Deuxièmement, la transformation du statut géopolitique tant de Tel-Aviv que de Damas. Israël n’est plus seulement la pierre angulaire de l’ordre régional dirigé par les États-Unis ; il est devenu un symbole d’un « problème israélien » plus large, à la fois à l’échelle régionale et mondiale. Parallèlement, la Syrie n’est plus simplement un champ de bataille pour les conflits par procuration entre les États-Unis, la Russie, l’Iran et Israël. Ankara, qui bénéficie directement des dynamiques changeantes en Syrie, est également confrontée à de nouveaux défis régionaux. La présence continue des États-Unis en Syrie et l’occupation persistante d’Israël restent des sources majeures de préoccupations géopolitiques pour la Turquie.

La révolution syrienne n’a pas seulement marqué l’effondrement du régime d’Assad, elle a également symbolisé la désintégration d’un ordre régional longtemps fondé sur une instabilité entretenue. Parallèlement, les politiques israéliennes de l’ère post-millénaire — caractérisées par le déni explicite à la fois de la question palestinienne et de l’existence même du peuple palestinien — deviennent de plus en plus intenables. Longtemps marginalisée, la question palestinienne a refait surface en tant que facteur déterminant de la géopolitique régionale.

Au milieu de ces dynamiques changeantes, les acteurs capables d’adapter leurs stratégies à cette nouvelle réalité géopolitique gagneront probablement en influence. De même, au-delà de la région, la capacité de l’Europe, de la Russie et de la Chine à s’adapter rapidement au paradigme en mutation du Moyen-Orient déterminera leur aptitude à se prémunir contre les effets déstabilisateurs du désordre politique de Washington.

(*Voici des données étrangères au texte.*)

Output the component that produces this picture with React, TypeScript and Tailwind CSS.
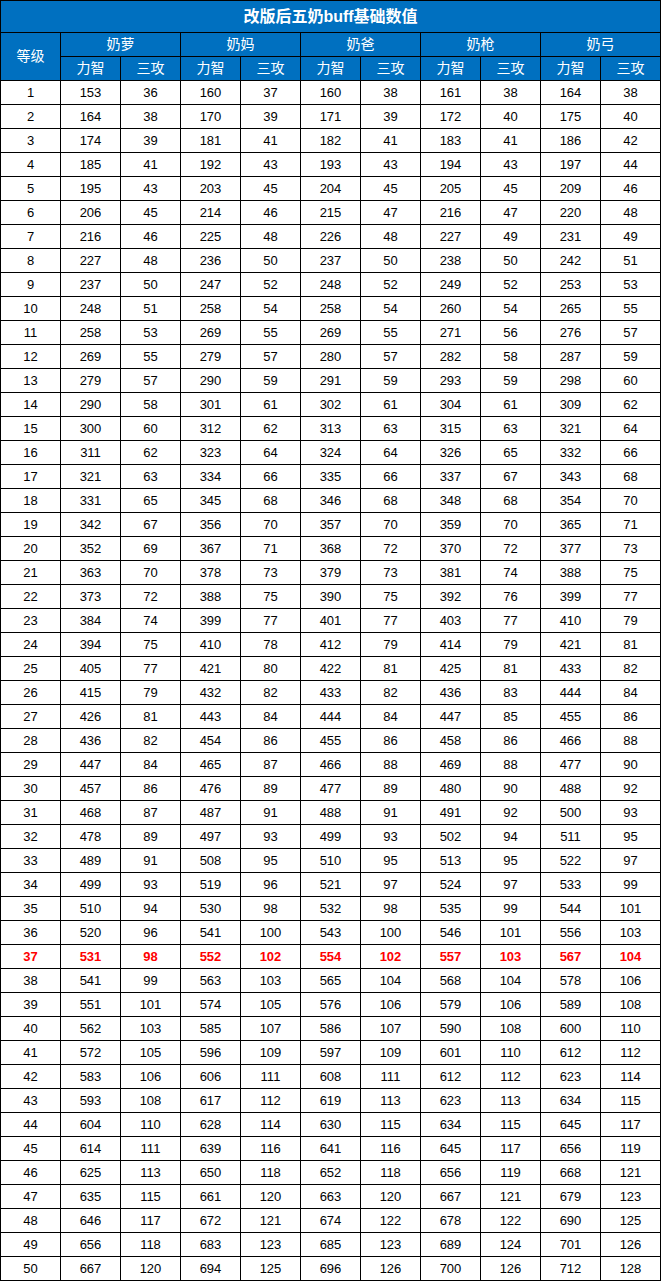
import React from "react";

const data: number[][] = [
  [153, 36, 160, 37, 160, 38, 161, 38, 164, 38],
  [164, 38, 170, 39, 171, 39, 172, 40, 175, 40],
  [174, 39, 181, 41, 182, 41, 183, 41, 186, 42],
  [185, 41, 192, 43, 193, 43, 194, 43, 197, 44],
  [195, 43, 203, 45, 204, 45, 205, 45, 209, 46],
  [206, 45, 214, 46, 215, 47, 216, 47, 220, 48],
  [216, 46, 225, 48, 226, 48, 227, 49, 231, 49],
  [227, 48, 236, 50, 237, 50, 238, 50, 242, 51],
  [237, 50, 247, 52, 248, 52, 249, 52, 253, 53],
  [248, 51, 258, 54, 258, 54, 260, 54, 265, 55],
  [258, 53, 269, 55, 269, 55, 271, 56, 276, 57],
  [269, 55, 279, 57, 280, 57, 282, 58, 287, 59],
  [279, 57, 290, 59, 291, 59, 293, 59, 298, 60],
  [290, 58, 301, 61, 302, 61, 304, 61, 309, 62],
  [300, 60, 312, 62, 313, 63, 315, 63, 321, 64],
  [311, 62, 323, 64, 324, 64, 326, 65, 332, 66],
  [321, 63, 334, 66, 335, 66, 337, 67, 343, 68],
  [331, 65, 345, 68, 346, 68, 348, 68, 354, 70],
  [342, 67, 356, 70, 357, 70, 359, 70, 365, 71],
  [352, 69, 367, 71, 368, 72, 370, 72, 377, 73],
  [363, 70, 378, 73, 379, 73, 381, 74, 388, 75],
  [373, 72, 388, 75, 390, 75, 392, 76, 399, 77],
  [384, 74, 399, 77, 401, 77, 403, 77, 410, 79],
  [394, 75, 410, 78, 412, 79, 414, 79, 421, 81],
  [405, 77, 421, 80, 422, 81, 425, 81, 433, 82],
  [415, 79, 432, 82, 433, 82, 436, 83, 444, 84],
  [426, 81, 443, 84, 444, 84, 447, 85, 455, 86],
  [436, 82, 454, 86, 455, 86, 458, 86, 466, 88],
  [447, 84, 465, 87, 466, 88, 469, 88, 477, 90],
  [457, 86, 476, 89, 477, 89, 480, 90, 488, 92],
  [468, 87, 487, 91, 488, 91, 491, 92, 500, 93],
  [478, 89, 497, 93, 499, 93, 502, 94, 511, 95],
  [489, 91, 508, 95, 510, 95, 513, 95, 522, 97],
  [499, 93, 519, 96, 521, 97, 524, 97, 533, 99],
  [510, 94, 530, 98, 532, 98, 535, 99, 544, 101],
  [520, 96, 541, 100, 543, 100, 546, 101, 556, 103],
  [531, 98, 552, 102, 554, 102, 557, 103, 567, 104],
  [541, 99, 563, 103, 565, 104, 568, 104, 578, 106],
  [551, 101, 574, 105, 576, 106, 579, 106, 589, 108],
  [562, 103, 585, 107, 586, 107, 590, 108, 600, 110],
  [572, 105, 596, 109, 597, 109, 601, 110, 612, 112],
  [583, 106, 606, 111, 608, 111, 612, 112, 623, 114],
  [593, 108, 617, 112, 619, 113, 623, 113, 634, 115],
  [604, 110, 628, 114, 630, 115, 634, 115, 645, 117],
  [614, 111, 639, 116, 641, 116, 645, 117, 656, 119],
  [625, 113, 650, 118, 652, 118, 656, 119, 668, 121],
  [635, 115, 661, 120, 663, 120, 667, 121, 679, 123],
  [646, 117, 672, 121, 674, 122, 678, 122, 690, 125],
  [656, 118, 683, 123, 685, 123, 689, 124, 701, 126],
  [667, 120, 694, 125, 696, 126, 700, 126, 712, 128],
];

const names = ["奶萝", "奶妈", "奶爸", "奶枪", "奶弓"];

export default function App() {
  return (
    <div
      className="w-[661px] bg-white"
      style={{ fontFamily: '"Liberation Sans", Arial, "Noto Sans CJK SC", sans-serif' }}
    >
      <div className="grid grid-cols-[repeat(11,59px)] grid-rows-[31px_23px_23px_repeat(50,23px)] gap-px bg-black p-px">
        <div className="col-span-11 bg-[#0070c0] text-white font-bold text-[16px] flex items-center justify-center">
          改版后五奶buff基础数值
        </div>
        <div className="row-span-2 bg-[#0070c0] text-white text-[14px] flex items-center justify-center">
          等级
        </div>
        {names.map((n) => (
          <div
            key={n}
            className="col-span-2 bg-[#0070c0] text-white text-[14px] flex items-center justify-center"
          >
            {n}
          </div>
        ))}
        {names.map((n) => (
          <React.Fragment key={n + "s"}>
            <div className="bg-[#0070c0] text-white text-[14px] flex items-center justify-center">
              力智
            </div>
            <div className="bg-[#0070c0] text-white text-[14px] flex items-center justify-center">
              三攻
            </div>
          </React.Fragment>
        ))}
        {data.map((row, i) => {
          const hl = i === 36;
          const cls = hl
            ? "bg-white text-[#ff0000] font-bold text-[13px] flex items-center justify-center"
            : "bg-white text-black text-[13px] flex items-center justify-center";
          return (
            <React.Fragment key={i}>
              <div className={cls}>{i + 1}</div>
              {row.map((v, j) => (
                <div key={j} className={cls}>
                  {v}
                </div>
              ))}
            </React.Fragment>
          );
        })}
      </div>
    </div>
  );
}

Le « problème américain » risque de provoquer un changement fondamental dans l’ordre mondial. Bien qu’une telle transformation puisse approfondir l’incertitude au Moyen-Orient, plus les acteurs régionaux mettront à jour leurs structures d’alliance rapidement, plus ils seront en mesure de gérer efficacement les crises futures, même dans un environnement où l’ordre mondial reste incertain.